En muchos casos había dinero de por medio, a veces a modo de pago por la venta del recién nacido, otras a modo de donación, otras a modo de compensación por los gastos del nacimiento. A Romina Soltak, que forma parte del grupo, su padre le contó que pagó 3.000 dólares “en concepto de donación”, por ejemplo. Leticia, que tiene a sus padres de crianza muertos, no tienen la menor idea.
“Todos en el grupo manejan más o menos el mismo cuento. Es como si todos hubiéramos nacido de una misma chica de 14 años, empleada doméstica, pobre, llegada del interior del país, que entregó a su bebé porque no le podía dar de comer. Dicho así las parteras parecen divinas, el propio hijo de Ofelia Pintos Lemos nos dijo ‘mi mamá no vendía a los bebés, los regalaba para formar familias’”, sigue Leticia.
“Pero no es cierto, las parteras eran de lo peor”, sostiene después. Y para arrancarles el aura de “ángeles que formaban familias” trae, por ejemplo, la historia de una de ellas, Marta Rosignoli -viva y procesada-, que en la década del 70 huyó por los techos con dos bebés en sus brazos cuando la Policía Federal fue a allanar su consultorio.
“En esos departamentos pasaba de todo”, cuenta, por eso el halo oscuro de “parteras del horror” se extendió a “las casas del horror”. Y describe: “Tenían matrículas oficiales, por eso tenían consultorios donde también hacían abortos clandestinos. Digo que eran de lo peor porque en el grupo tenemos hermanos mellizos a los que separaron, vendieron uno a una pareja y otro a otra, ¿eso es formar familias? O madres que cuentan que llegaron con embarazos avanzados a hacerse un control, las dormían y cuando las despertaban ya no tenían sus hijos”.

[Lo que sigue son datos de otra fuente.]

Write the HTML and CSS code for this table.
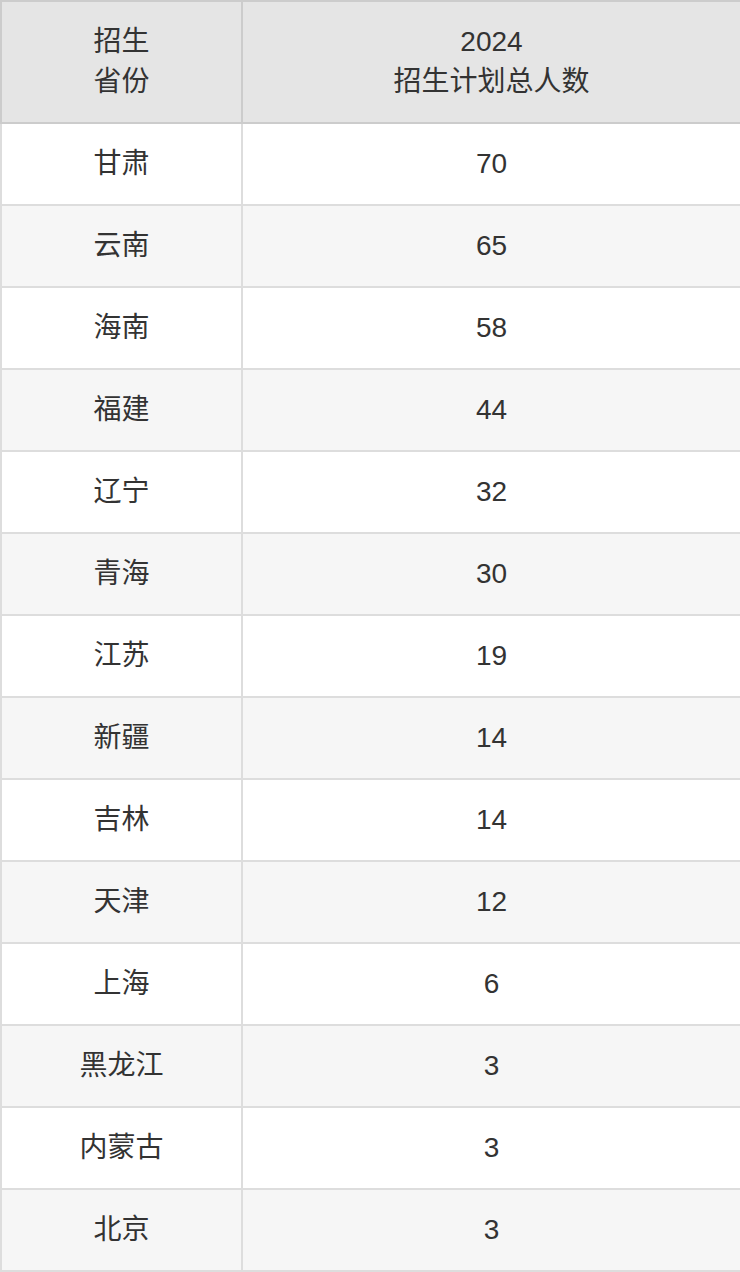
FILE: index.html
```html
<!DOCTYPE html>
<html lang="zh-CN">
<head>
<meta charset="utf-8">
<title>招生计划</title>
<link rel="stylesheet" href="styles.css">
</head>
<body>
<table class="plan">
  <colgroup>
    <col class="col-prov">
    <col class="col-num">
  </colgroup>
  <thead>
    <tr><th>招生<br>省份</th><th>2024<br>招生计划总人数</th></tr>
  </thead>
  <tbody>
    <tr><td>甘肃</td><td>70</td></tr>
    <tr><td>云南</td><td>65</td></tr>
    <tr><td>海南</td><td>58</td></tr>
    <tr><td>福建</td><td>44</td></tr>
    <tr><td>辽宁</td><td>32</td></tr>
    <tr><td>青海</td><td>30</td></tr>
    <tr><td>江苏</td><td>19</td></tr>
    <tr><td>新疆</td><td>14</td></tr>
    <tr><td>吉林</td><td>14</td></tr>
    <tr><td>天津</td><td>12</td></tr>
    <tr><td>上海</td><td>6</td></tr>
    <tr><td>黑龙江</td><td>3</td></tr>
    <tr><td>内蒙古</td><td>3</td></tr>
    <tr><td>北京</td><td>3</td></tr>
  </tbody>
</table>
</body>
</html>
```
FILE: styles.css
```css
html, body {
  margin: 0;
  padding: 0;
  background: #ffffff;
}
.plan {
  width: 740px;
  border-collapse: collapse;
  table-layout: fixed;
  font-family: "Liberation Sans", "Noto Sans CJK SC", sans-serif;
  font-size: 28px;
  line-height: 40px;
  color: #333333;
}
.col-prov { width: 241px; }
.col-num { width: 499px; }
.plan th {
  font-weight: normal;
  background: #e5e5e5;
  border: 2px solid #cccccc;
  padding: 20px 0;
  text-align: center;
  vertical-align: middle;
}
.plan td {
  border: 2px solid #dddddd;
  height: 40px;
  padding: 20px 0;
  text-align: center;
  vertical-align: middle;
}
.plan tbody tr:nth-child(even) td {
  background: #f6f6f6;
}
```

El shock fue también tener que asumir que, en su deseo de tener un bebé, Nelly y su papá de crianza habían cometido el delito de sustitución de identidad. Que la habían anotado como padres biológicos con una partida de nacimiento falsificada y que, por eso, no había ningún expediente de adopción donde figuraran sus datos reales.
La foto en la que Nelly la tiene en brazos tiene dos detalles que Leticia vio recién ahora. “Tengo puesta una batita celeste. Pensá que eran casi los 80, en esa época a las nenas se las vestía de rosa, a los nenes de celeste”. El moisés, atrás, también es de un celeste estridente, con moños al tono.

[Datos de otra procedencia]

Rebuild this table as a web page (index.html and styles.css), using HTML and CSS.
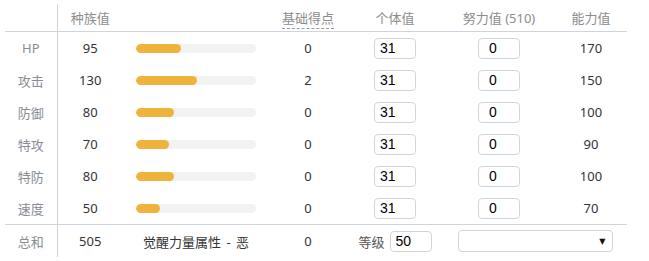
FILE: index.html
```html
<!DOCTYPE html>
<html lang="zh">
<head>
<meta charset="utf-8">
<link rel="stylesheet" href="styles.css">
</head>
<body>
<table class="stats">
  <colgroup>
    <col class="c-label"><col class="c-base"><col class="c-bar"><col class="c-ev"><col class="c-iv"><col class="c-effort"><col class="c-final">
  </colgroup>
  <thead>
    <tr>
      <th class="lbl"></th>
      <th class="th-base">种族值</th>
      <th></th>
      <th><span class="dashed">基础得点</span></th>
      <th>个体值</th>
      <th>努力值 (510)</th>
      <th>能力值</th>
    </tr>
  </thead>
  <tbody>
    <tr><td class="lbl">HP</td><td>95</td><td><div class="track"><div class="fill" style="width:44.7px"></div></div></td><td>0</td><td><input class="num" value="31"></td><td><input class="num ev" value="0"></td><td>170</td></tr>
    <tr><td class="lbl">攻击</td><td>130</td><td><div class="track"><div class="fill" style="width:61.2px"></div></div></td><td>2</td><td><input class="num" value="31"></td><td><input class="num ev" value="0"></td><td>150</td></tr>
    <tr><td class="lbl">防御</td><td>80</td><td><div class="track"><div class="fill" style="width:37.6px"></div></div></td><td>0</td><td><input class="num" value="31"></td><td><input class="num ev" value="0"></td><td>100</td></tr>
    <tr><td class="lbl">特攻</td><td>70</td><td><div class="track"><div class="fill" style="width:32.9px"></div></div></td><td>0</td><td><input class="num" value="31"></td><td><input class="num ev" value="0"></td><td>90</td></tr>
    <tr><td class="lbl">特防</td><td>80</td><td><div class="track"><div class="fill" style="width:37.6px"></div></div></td><td>0</td><td><input class="num" value="31"></td><td><input class="num ev" value="0"></td><td>100</td></tr>
    <tr><td class="lbl">速度</td><td>50</td><td><div class="track"><div class="fill" style="width:23.5px"></div></div></td><td>0</td><td><input class="num" value="31"></td><td><input class="num ev" value="0"></td><td>70</td></tr>
  </tbody>
  <tfoot>
    <tr>
      <td class="lbl">总和</td>
      <td>505</td>
      <td class="hp-type">觉醒力量属性 - 恶</td>
      <td>0</td>
      <td><span class="lv">等级</span><input class="num lvl" value="50"></td>
      <td colspan="2"><div class="select"><span class="arrow">▼</span></div></td>
    </tr>
  </tfoot>
</table>
</body>
</html>
```
FILE: styles.css
```css
html, body { margin: 0; padding: 0; background: #fff; }
body { padding: 4px 0 0 5px; font-family: "Noto Sans", "Noto Sans CJK SC", sans-serif; font-size: 13px; color: #333; }
.stats { border-collapse: collapse; table-layout: fixed; width: 622px; }
.c-label { width: 52px; }
.c-base { width: 66px; }
.c-bar { width: 146px; }
.c-ev { width: 78px; }
.c-iv { width: 96px; }
.c-effort { width: 112px; }
.c-final { width: 72px; }
.stats th { height: 27px; padding: 0; font-weight: normal; color: #8c8c8c; text-align: center; border-bottom: 1px solid #ced3dc; vertical-align: middle; }
.stats td { height: 32px; padding: 0; text-align: center; vertical-align: middle; }
.stats .lbl { border-right: 1px solid #ced3dc; color: #878c95; }
.stats tfoot td { border-top: 1px solid #ced3dc; height: 32px; }
.dashed { border-bottom: 1px dashed #999; padding-bottom: 1px; }
.track { width: 120px; height: 9px; margin: 0 auto; background: #f2f2f2; border-radius: 5px; overflow: hidden; }
.fill { height: 9px; background: #efb33c; border-radius: 5px; }
.num { box-sizing: border-box; width: 42px; height: 21px; border: 1px solid #d0d4db; border-radius: 4px; padding: 0 5px; font-family: "Liberation Sans", Arial, sans-serif; font-size: 14px; color: #000; vertical-align: middle; }
.num.ev { padding-left: 10px; }
.lv { vertical-align: middle; margin-right: 5px; color: #555; }
.hp-type { color: #333; word-spacing: 2px; }
.select { box-sizing: border-box; width: 155px; height: 22px; margin: 0 auto; border: 1px solid #d0d4db; border-radius: 4px; display: flex; align-items: center; justify-content: flex-end; padding-right: 6px; }
.arrow { font-family: "DejaVu Sans", sans-serif; font-size: 8px; color: #111; }
```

Cuando alguien adopta, adopta a un niño que ya existe, que tiene una historia, que necesita una familia. Acá se pedían bebés a la carta:
“Es claro que habían pedido un varón. Tal vez las parteras les prometieron un varón y después les avisaron que no había en stock, no sé”, se amarga Leticia.
Lo cierto es que, a diferencia de otros buscadores, ella no busca una madre. “Lo que tengo son agujeros en mi historia, quiero saber si nací de una violación, si me regalaron o me robaron, lo que sea. Hay hijos que encontraron a sus familias biológicas y en la cara les dijeron ‘yo me desentendí porque no quiero saber nada con vos’. Lo que busco es saber la verdad, aunque la verdad sea cruel”.
¿Cómo buscar, si en el país sólo existe el Banco de Datos Genético de Abuelas? ¿Qué hacen los hijos apropiados por fuera de la última dictadura militar? “Por eso”, se despide. “Ahora necesitamos una Ley de identidad de origen nacional. Es nuestro derecho saber y es la obligación del Estado darnos las herramientas para lograrlo”.